WHAT IS BEING ASKED: Write out, word for word, every line from the first one through the line that holds "const crumbs = ['vivek-hcta-azure-demo2', 'Settings', 'Policy", and nothing else; skip the pictures.

RECORDS TO PROCESS:
>>>

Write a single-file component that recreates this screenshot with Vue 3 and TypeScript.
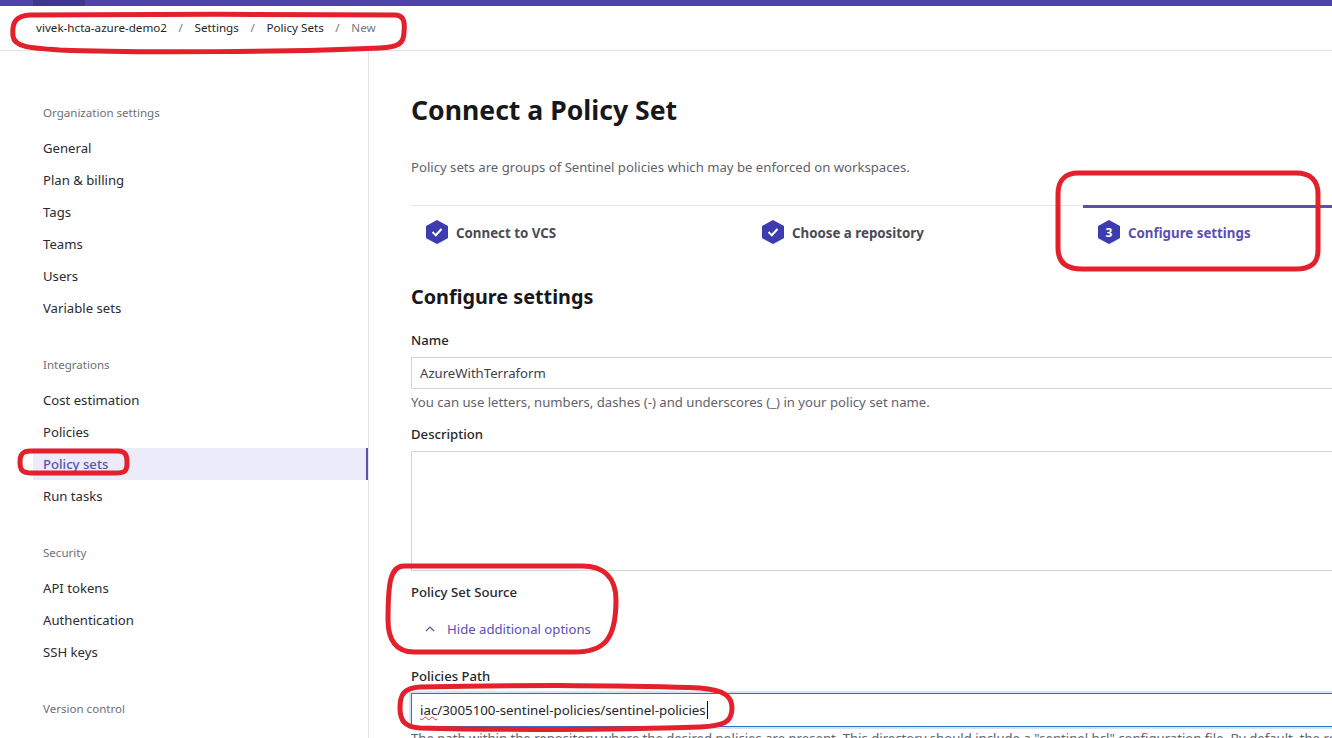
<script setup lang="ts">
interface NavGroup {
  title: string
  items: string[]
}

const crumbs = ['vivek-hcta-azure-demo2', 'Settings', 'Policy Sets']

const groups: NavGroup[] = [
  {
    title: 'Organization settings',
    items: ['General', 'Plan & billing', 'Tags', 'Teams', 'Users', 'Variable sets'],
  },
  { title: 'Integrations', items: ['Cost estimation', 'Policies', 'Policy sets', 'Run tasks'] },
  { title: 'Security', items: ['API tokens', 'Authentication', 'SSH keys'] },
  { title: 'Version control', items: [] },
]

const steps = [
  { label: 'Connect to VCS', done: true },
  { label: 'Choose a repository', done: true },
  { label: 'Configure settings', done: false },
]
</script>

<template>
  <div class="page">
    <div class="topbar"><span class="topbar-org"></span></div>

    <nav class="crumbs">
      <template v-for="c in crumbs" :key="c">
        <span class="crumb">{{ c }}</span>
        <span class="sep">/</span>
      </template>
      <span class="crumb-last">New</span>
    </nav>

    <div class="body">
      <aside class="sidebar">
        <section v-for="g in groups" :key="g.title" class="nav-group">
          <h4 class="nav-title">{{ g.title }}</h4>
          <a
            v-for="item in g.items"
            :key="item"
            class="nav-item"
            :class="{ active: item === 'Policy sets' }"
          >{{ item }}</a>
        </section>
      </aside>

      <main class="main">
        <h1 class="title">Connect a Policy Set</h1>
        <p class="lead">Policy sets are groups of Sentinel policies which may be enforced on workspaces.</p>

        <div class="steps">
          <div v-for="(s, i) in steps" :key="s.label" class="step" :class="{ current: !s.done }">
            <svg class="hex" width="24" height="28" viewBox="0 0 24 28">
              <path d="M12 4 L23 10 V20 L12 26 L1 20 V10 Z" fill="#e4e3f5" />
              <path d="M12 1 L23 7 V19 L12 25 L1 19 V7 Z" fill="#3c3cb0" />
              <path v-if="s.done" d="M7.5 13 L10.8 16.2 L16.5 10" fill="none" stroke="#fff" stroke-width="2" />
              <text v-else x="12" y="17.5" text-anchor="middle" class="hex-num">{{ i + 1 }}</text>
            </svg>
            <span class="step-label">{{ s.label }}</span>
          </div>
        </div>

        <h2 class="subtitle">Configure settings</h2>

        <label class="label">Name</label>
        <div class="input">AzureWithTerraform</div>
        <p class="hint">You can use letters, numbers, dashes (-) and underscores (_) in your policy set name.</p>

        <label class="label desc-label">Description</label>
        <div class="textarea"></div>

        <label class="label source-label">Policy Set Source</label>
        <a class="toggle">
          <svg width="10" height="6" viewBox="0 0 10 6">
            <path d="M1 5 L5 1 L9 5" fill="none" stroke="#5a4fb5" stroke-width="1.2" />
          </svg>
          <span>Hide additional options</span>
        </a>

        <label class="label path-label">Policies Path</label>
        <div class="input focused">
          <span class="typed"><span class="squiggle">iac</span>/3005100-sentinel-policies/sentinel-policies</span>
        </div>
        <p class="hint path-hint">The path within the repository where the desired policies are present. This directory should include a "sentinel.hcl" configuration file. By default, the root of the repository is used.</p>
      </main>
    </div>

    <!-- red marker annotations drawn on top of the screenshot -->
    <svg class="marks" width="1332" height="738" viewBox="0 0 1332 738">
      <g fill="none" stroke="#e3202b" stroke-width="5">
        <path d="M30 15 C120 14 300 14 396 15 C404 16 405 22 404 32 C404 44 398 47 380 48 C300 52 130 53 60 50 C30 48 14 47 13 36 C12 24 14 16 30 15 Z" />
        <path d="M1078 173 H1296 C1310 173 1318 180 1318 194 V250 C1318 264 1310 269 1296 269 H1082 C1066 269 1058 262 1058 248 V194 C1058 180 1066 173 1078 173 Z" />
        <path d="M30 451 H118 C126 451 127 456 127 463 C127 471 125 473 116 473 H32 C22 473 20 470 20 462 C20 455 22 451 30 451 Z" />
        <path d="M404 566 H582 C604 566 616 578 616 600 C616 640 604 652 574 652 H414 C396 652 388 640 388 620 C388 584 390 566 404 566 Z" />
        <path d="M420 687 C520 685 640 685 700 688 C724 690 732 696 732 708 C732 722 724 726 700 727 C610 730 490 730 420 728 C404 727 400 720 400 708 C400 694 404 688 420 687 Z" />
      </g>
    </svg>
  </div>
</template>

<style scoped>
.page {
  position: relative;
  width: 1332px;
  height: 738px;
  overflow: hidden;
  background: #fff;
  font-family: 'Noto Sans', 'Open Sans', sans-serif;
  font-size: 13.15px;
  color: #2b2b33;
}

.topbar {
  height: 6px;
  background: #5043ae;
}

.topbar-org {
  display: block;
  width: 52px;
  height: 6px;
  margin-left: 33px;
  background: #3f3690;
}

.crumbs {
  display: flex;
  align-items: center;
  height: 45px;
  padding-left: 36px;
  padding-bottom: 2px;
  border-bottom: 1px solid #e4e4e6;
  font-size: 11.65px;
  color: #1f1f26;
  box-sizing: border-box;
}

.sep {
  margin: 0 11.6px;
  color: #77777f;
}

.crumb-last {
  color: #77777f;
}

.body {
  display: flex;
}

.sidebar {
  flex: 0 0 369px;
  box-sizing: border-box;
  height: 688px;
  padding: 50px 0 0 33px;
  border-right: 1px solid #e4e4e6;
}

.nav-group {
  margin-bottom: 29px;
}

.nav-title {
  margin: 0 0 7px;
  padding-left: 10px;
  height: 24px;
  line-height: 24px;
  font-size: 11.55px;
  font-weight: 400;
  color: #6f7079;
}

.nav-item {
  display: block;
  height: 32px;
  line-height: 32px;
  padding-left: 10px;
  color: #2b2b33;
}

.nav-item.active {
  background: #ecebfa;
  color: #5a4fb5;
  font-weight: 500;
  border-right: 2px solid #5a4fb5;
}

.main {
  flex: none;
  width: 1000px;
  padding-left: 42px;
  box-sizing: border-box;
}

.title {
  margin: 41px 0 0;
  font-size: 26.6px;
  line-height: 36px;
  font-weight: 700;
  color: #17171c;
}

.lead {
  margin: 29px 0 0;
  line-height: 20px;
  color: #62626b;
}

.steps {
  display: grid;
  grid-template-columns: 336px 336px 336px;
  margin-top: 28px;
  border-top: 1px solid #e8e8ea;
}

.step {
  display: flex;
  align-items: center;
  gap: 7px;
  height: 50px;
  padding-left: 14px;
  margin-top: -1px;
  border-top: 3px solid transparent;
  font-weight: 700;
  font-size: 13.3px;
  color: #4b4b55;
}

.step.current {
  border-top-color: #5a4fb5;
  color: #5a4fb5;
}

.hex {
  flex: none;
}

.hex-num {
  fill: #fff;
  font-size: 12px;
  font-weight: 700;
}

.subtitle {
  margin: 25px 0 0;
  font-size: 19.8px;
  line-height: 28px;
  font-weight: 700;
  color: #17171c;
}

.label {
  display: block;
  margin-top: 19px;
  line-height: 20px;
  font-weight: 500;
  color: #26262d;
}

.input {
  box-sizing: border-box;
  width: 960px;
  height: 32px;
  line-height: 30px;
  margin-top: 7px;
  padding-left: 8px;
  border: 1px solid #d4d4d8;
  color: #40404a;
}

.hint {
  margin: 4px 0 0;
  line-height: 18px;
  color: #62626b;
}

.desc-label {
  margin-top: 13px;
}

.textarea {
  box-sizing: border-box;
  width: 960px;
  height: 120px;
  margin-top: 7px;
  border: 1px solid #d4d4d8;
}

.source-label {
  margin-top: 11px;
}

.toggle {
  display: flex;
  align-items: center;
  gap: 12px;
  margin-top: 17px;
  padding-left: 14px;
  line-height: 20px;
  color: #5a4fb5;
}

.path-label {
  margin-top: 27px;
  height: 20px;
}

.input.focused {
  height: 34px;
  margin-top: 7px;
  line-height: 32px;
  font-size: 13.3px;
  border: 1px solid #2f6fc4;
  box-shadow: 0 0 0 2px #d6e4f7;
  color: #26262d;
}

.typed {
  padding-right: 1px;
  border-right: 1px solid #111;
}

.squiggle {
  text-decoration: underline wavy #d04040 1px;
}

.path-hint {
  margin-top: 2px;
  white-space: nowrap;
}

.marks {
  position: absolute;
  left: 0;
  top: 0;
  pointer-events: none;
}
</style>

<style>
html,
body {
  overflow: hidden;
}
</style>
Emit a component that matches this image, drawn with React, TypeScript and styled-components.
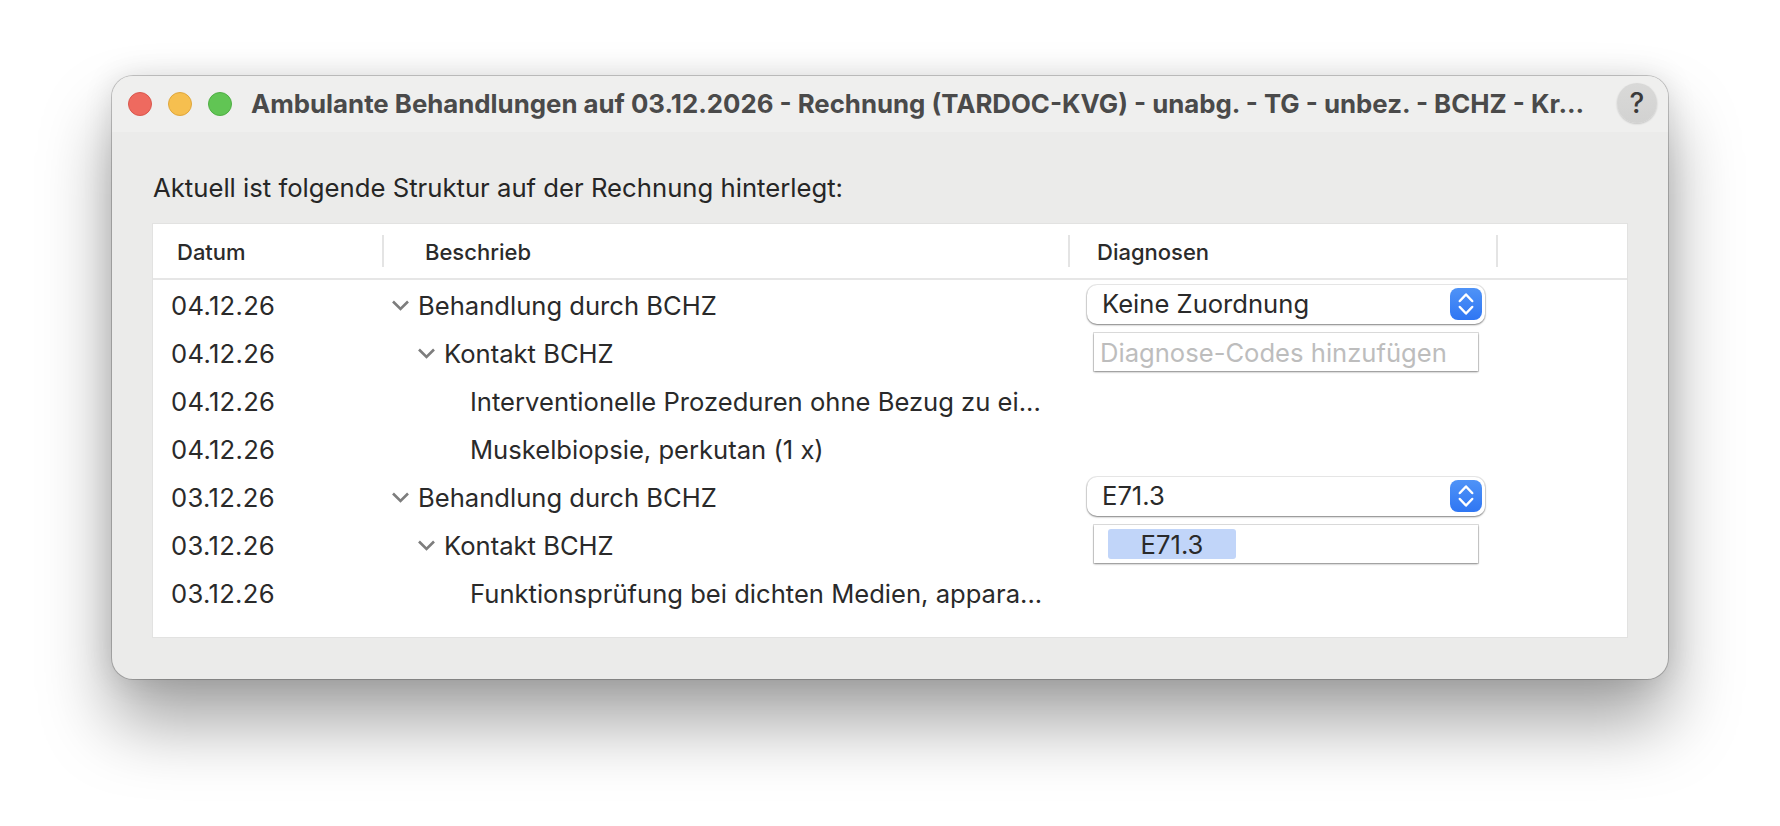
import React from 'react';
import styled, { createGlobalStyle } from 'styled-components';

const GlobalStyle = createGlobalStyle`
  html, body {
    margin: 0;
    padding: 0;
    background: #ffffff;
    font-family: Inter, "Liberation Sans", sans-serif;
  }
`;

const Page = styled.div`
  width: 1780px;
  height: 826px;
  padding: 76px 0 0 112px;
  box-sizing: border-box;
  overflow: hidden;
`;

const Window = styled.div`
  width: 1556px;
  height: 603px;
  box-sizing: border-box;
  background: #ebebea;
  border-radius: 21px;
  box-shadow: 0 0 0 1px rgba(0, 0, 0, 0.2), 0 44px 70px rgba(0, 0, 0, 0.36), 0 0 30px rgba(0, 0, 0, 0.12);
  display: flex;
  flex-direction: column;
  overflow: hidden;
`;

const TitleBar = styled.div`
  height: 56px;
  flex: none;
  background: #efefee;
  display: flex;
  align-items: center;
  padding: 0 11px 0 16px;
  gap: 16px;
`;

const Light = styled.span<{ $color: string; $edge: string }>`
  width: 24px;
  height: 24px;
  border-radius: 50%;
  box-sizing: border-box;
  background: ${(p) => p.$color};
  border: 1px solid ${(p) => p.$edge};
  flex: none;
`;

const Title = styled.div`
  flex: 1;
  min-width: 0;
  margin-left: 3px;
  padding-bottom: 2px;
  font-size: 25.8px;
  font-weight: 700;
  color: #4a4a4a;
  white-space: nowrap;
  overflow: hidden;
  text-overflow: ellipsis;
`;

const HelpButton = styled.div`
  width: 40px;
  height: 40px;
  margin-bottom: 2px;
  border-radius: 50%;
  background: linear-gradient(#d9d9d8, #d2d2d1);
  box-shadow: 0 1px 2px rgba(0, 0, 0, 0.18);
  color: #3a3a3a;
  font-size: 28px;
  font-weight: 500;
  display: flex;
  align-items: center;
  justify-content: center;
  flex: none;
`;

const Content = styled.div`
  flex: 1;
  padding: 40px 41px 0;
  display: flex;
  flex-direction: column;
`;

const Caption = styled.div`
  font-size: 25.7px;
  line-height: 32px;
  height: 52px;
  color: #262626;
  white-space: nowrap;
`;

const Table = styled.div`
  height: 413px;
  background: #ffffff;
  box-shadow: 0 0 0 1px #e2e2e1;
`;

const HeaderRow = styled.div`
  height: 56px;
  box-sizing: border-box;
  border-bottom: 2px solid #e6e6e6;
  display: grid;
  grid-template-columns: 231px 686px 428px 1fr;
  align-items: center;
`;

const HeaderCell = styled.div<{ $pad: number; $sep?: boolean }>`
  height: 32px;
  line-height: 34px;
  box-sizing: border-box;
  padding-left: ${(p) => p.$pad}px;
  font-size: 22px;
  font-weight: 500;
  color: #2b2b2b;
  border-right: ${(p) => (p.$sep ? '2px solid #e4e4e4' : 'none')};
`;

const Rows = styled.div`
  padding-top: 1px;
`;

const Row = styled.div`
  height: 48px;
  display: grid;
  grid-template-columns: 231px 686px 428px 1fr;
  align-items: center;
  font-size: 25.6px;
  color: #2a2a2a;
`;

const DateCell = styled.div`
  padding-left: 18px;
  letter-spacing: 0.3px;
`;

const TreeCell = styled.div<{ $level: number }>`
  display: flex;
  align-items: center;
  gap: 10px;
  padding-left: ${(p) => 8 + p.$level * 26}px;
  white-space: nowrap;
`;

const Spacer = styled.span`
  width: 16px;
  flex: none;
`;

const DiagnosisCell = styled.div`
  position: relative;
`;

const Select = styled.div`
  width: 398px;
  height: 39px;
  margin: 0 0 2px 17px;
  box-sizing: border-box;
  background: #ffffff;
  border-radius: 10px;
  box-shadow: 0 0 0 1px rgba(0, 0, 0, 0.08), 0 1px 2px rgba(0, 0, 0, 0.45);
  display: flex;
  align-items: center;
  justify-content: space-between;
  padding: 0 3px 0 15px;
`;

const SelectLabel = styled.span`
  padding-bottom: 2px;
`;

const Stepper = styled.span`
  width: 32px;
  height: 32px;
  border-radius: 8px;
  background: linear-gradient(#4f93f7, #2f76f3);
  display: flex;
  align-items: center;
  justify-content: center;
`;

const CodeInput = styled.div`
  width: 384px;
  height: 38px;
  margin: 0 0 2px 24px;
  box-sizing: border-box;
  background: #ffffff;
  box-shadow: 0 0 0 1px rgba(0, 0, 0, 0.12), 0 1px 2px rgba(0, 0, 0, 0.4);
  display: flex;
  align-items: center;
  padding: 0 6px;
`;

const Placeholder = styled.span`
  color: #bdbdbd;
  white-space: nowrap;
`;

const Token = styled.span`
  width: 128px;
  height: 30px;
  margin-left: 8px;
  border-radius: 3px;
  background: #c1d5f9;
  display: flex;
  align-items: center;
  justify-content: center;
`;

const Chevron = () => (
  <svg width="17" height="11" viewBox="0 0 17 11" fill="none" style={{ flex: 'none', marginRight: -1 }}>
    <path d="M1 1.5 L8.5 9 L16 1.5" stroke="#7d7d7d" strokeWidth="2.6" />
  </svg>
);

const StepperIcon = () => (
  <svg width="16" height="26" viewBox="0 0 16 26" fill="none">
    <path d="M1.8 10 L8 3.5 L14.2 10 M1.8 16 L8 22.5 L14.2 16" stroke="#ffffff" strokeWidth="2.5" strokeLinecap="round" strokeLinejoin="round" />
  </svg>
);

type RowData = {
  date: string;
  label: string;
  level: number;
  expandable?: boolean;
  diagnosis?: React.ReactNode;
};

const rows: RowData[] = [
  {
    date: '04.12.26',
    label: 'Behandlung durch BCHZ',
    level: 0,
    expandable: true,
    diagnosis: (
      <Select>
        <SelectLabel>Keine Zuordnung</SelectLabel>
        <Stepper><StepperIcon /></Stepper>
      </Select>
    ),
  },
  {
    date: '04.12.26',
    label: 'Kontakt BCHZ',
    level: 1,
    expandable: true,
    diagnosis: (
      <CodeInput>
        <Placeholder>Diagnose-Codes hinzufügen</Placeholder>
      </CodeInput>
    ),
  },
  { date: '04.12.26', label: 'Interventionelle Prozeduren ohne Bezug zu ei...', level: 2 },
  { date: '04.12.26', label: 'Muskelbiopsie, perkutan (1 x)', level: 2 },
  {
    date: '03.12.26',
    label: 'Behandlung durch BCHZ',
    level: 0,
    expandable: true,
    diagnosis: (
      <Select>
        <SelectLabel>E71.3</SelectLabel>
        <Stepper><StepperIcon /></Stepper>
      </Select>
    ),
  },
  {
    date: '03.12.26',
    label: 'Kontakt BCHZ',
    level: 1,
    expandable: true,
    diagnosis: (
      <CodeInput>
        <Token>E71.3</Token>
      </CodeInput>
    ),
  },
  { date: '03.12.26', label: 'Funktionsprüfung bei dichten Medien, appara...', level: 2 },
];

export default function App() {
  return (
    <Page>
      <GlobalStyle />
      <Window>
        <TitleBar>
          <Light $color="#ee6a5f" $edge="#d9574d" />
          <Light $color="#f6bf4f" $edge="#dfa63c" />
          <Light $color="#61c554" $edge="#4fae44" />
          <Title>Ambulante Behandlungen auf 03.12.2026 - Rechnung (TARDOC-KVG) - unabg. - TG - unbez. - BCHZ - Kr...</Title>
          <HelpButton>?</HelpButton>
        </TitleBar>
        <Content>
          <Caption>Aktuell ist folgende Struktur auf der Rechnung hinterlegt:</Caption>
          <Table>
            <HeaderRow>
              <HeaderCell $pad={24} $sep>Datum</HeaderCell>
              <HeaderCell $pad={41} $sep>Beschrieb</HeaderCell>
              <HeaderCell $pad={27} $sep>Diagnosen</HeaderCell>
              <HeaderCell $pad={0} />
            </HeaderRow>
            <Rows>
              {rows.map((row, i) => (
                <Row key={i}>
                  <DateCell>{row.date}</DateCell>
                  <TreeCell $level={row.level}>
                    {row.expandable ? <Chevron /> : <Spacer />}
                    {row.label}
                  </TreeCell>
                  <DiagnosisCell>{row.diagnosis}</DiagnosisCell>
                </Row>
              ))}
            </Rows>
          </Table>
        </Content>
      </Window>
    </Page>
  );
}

<<<

WRITTEN ANSWER:
Write a single-file component that recreates this screenshot with Vue 3 and TypeScript.
<script setup lang="ts">
interface NavGroup {
  title: string
  items: string[]
}

const crumbs = ['vivek-hcta-azure-demo2', 'Settings', 'Policy Sets']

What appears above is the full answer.